I've deployed an Airflow instance on Kubernetes using the stable/airflow
helm chart. I slightly modified the puckel/docker-airflow
image to be able to install the Kubernetes executor. All tasks are now being executed successfully on our Kubernetes cluster, but the logs of these tasks are nowhere to be found.
I would like to upload the logs to our Azure Blob Storage account. I've configured my environment variables like this:
AIRFLOW__CORE__REMOTE_BASE_LOG_FOLDER="wasb-airflow"
AIRFLOW__CORE__REMOTE_LOG_CONN_ID="wasb_default"
AIRFLOW__CORE__REMOTE_LOGGING="True"
The wasb_default
connection includes a login and password for the Azure Blob Storage account. I've tested this connection using a WasbHook
and was able to delete a dummy file with success.

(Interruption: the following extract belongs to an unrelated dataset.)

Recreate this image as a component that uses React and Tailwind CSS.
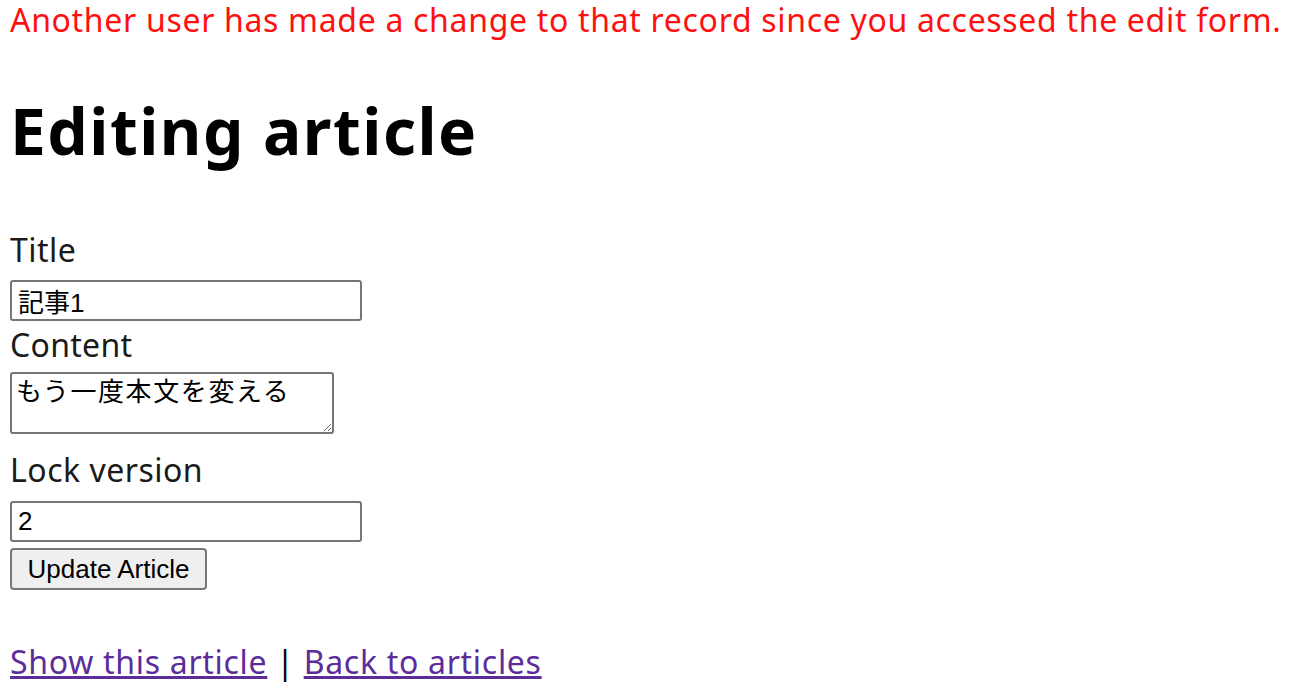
export default function App() {
  return (
    <div className="min-h-screen bg-white pl-[10px] text-black" style={{ fontFamily: '"Noto Sans", "Noto Sans CJK JP", sans-serif' }}>
      <p className="text-[32px] leading-[40px] tracking-[0.68px] text-[#ff1010]">
        Another user has made a change to that record since you accessed the edit form.
      </p>

      <h1 className="mt-[52px] text-[64px] font-bold leading-[77px] tracking-[1.5px]">Editing article</h1>

      <form className="flex flex-col items-start">
        <label className="mt-[61px] text-[32px] leading-[40px] tracking-[0.5px] text-[#1a1a1a]">Title</label>
        <input
          type="text"
          defaultValue="記事1"
          className="mt-[10px] h-[41px] w-[352px] rounded-[3px] border-2 border-[#767676] px-[6px] text-[26px] text-black"
          style={{ fontFamily: '"Liberation Sans", "Noto Sans CJK JP", sans-serif' }}
        />

        <label className="mt-[4px] text-[32px] leading-[40px] tracking-[0.3px] text-[#1a1a1a]">Content</label>
        <textarea
          defaultValue="もう一度本文を変える"
          className="mt-[7px] h-[62px] w-[324px] rounded-[3px] border-2 border-[#767676] px-[4px] py-[1px] text-[26px] leading-[30px] tracking-[1.6px] text-black"
          style={{ fontFamily: '"Noto Sans CJK JP", monospace' }}
        />

        <label className="mt-[16px] text-[32px] leading-[40px] tracking-[0.5px] text-[#1a1a1a]">Lock version</label>
        <input
          type="text"
          defaultValue="2"
          className="mt-[11px] h-[41px] w-[352px] rounded-[3px] border-2 border-[#767676] px-[6px] text-[26px] text-black"
          style={{ fontFamily: '"Liberation Sans", sans-serif' }}
        />

        <button
          type="button"
          className="mt-[6px] h-[42px] w-[197px] rounded-[4px] border-2 border-[#767676] bg-[#efefef] text-[26px] text-black"
          style={{ fontFamily: '"Liberation Sans", sans-serif' }}
        >
          Update Article
        </button>
      </form>

      <div className="mt-[52px] text-[32px] leading-[40px] tracking-[0.7px]">
        <a href="#" className="text-[#5b2d9a] underline">Show this article</a>
        <span> | </span>
        <a href="#" className="text-[#5b2d9a] underline">Back to articles</a>
      </div>
    </div>
  );
}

When I try to view the logs, this message is displayed:
*** Log file does not exist: /usr/local/airflow/logs/example_python_operator/print_the_context/2019-11-29T15:42:25+00:00/1.log
*** Fetching from: http://examplepythonoperatorprintthecontext-4a6e6a1f11fd431f8c2a1dc081:8793/log/example_python_operator/print_the_context/2019-11-29T15:42:25+00:00/1.log
*** Failed to fetch log file from worker. HTTPConnectionPool(host='examplepythonoperatorprintthecontext-4a6e6a1f11fd431f8c2a1dc081', port=8793): Max retries exceeded with url: /log/example_python_operator/print_the_context/2019-11-29T15:42:25+00:00/1.log (Caused by NewConnectionError('<urllib3.connection.HTTPConnection object at 0x7f34ecdbe990>: Failed to establish a new connection: [Errno -2] Name or service not known'))
Any ideas on how to solve this problem?
Sorry for the late reply, I recently faced this issue and was able to solve it with this answer.
I have a working repo in my repo here, you can check it out if you want. This setup uses PV to store logs you can add the connection in airflow.yaml to send logs to the remote folder.
Found the solution. Increase the AIRFLOW__WEBSERVER__LOG_FETCH_TIMEOUT_SEC
environment variable to something like 15.